A Docent for God
In preparation for my Cannon Valley Elder Collegium (http://cvec.org/)
class next year, I was rummaging around the internet using Google to find
research that related to “noticing”. (I wrote on this Aging and
the Church blog earlier about the
importance of “noticing goodness” -- and then passing on what you see so others can share in the
good news.)
I also like the term docent. A docent is a knowledgeable person who acts as a guide -- a
person who points out what there is to be seen.
To me, the two terms, docent and noticing seemed to
be a fine combination for talking about the importance (for everybody, not just
older adults) to notice beauty, for instance, and share what they see.
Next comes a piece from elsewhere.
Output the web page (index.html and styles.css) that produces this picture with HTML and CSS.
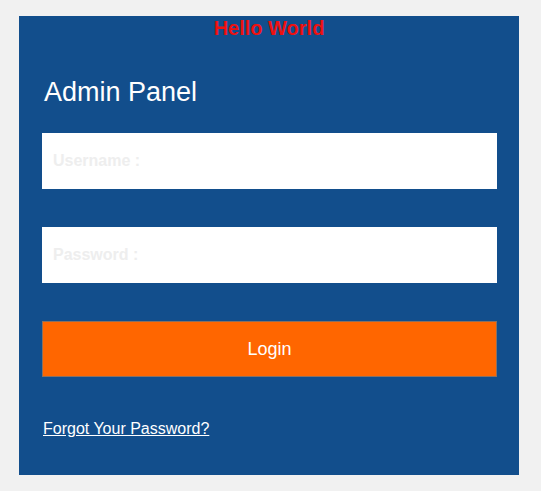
FILE: index.html
```html
<!DOCTYPE html>
<html>
<head>
<meta charset="utf-8">
<title>Admin Panel</title>
<link rel="stylesheet" href="styles.css">
</head>
<body>
<div class="panel">
  <h3 class="hello">Hello World</h3>
  <h2 class="title">Admin Panel</h2>
  <form class="form">
    <input class="field" type="text" placeholder="Username :">
    <input class="field" type="password" placeholder="Password :">
    <button class="login" type="button">Login</button>
  </form>
  <div class="forgot"><a href="#">Forgot Your Password?</a></div>
</div>
</body>
</html>
```

FILE: styles.css
```css
html, body {
  margin: 0;
  padding: 0;
}
body {
  background: #f1f1f1;
  font-family: "Liberation Sans", Arial, sans-serif;
  padding: 16px 0 0 19px;
}
.panel {
  width: 500px;
  height: 459px;
  background: #124e8c;
  box-sizing: border-box;
  padding: 2px 0 0 0;
}
.hello {
  margin: 0;
  font-size: 20px;
  line-height: 20px;
  font-weight: bold;
  color: #ee1111;
  text-align: center;
}
.title {
  margin: 41px 0 0 25px;
  font-size: 27px;
  line-height: 27px;
  font-weight: normal;
  color: #ffffff;
}
.form {
  margin: 27px 0 0 23px;
  width: 455px;
  display: flex;
  flex-direction: column;
  gap: 38px;
}
.field {
  display: block;
  width: 455px;
  height: 56px;
  box-sizing: border-box;
  border: none;
  outline: none;
  background: #ffffff;
  padding: 0 11px;
  margin: 0;
  font-family: "Liberation Sans", Arial, sans-serif;
  font-size: 16px;
  font-weight: bold;
  color: #333;
}
.field::placeholder {
  color: #eeeeee;
  opacity: 1;
}
.login {
  display: block;
  width: 455px;
  height: 56px;
  box-sizing: border-box;
  margin: 0;
  border: 1px solid #8a7060;
  background: #ff6600;
  color: #ffffff;
  font-family: "Liberation Sans", Arial, sans-serif;
  font-size: 18px;
  padding: 0;
}
.forgot {
  margin: 43px 0 0 24px;
  font-size: 16px;
  line-height: 18px;
}
.forgot a {
  color: #ffffff;
  text-decoration: underline;
}
```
As I was following a trail of the word docent, I ran across a blog post by Magrey deVega, the
pastor of St. Paul’s
United Methodist Church in Cherokee, Iowa.
Call
and Response Blog. http://www.faithandleadership.com/blog/04-01-2010/magrey-devega-the-pastor-docent April 1, 2010 retrieved Nov. 11, 2013
A personal note here:
I copied and pasted a segment of Pastor Magrey’s post (below) on my blog
draft, but I had only skimmed it at the time. Only later did I read it carefully. Perhaps because at the very moment of
my careful-reading I was waiting in the library of my church for my wife who
was facilitating a mutual help group of women who have had cancer, the words of
Magrey deVega took my breath away.
The powerful impact could be because I am an older adult. It could be because both my wife and I
have had cancer. It could be
because I too am transformed by the mystery of communion. It could be because in the silence of
the moment, I realized, again, that God is alive and well and living among us.
Read slowly
“We [docents] are tour guides,
leading people from one gallery to another, shifting their attention from one
work of God to the next. At times, we offer language to describe the
unutterable: magnificence, awe, anguish. We are wordsmiths for life’s most
muted moments.
Sometimes that
moment demands explanation, and like a docent we offer information. We love
when someone looks at a familiar passage of scripture in a fresh way, or
unpacks some mystery of God in their life that transforms. Those are galleries
that buzz with energy.
But other
rooms we visit demand nothing but silence. We pause, speechless, when
confronted by the mysteries of our liturgy: the breaking of bread, the lifting
of a cup, the pouring of water. And there are times when our silence emerges
from the ache and anguish of souls: the graveside of a loved one, a doctor’s
diagnosis, or a future swirling with shadows. Our job in these moments may not
be to speak but to stand. To let people know they are not alone in this
gallery, and that someone has been there before.” – and is with you now on
this journey.
Thank you Pastor deVega, for serving as a docent and
reminding us of God’s good work.
As docents all, we stand, together, transformed.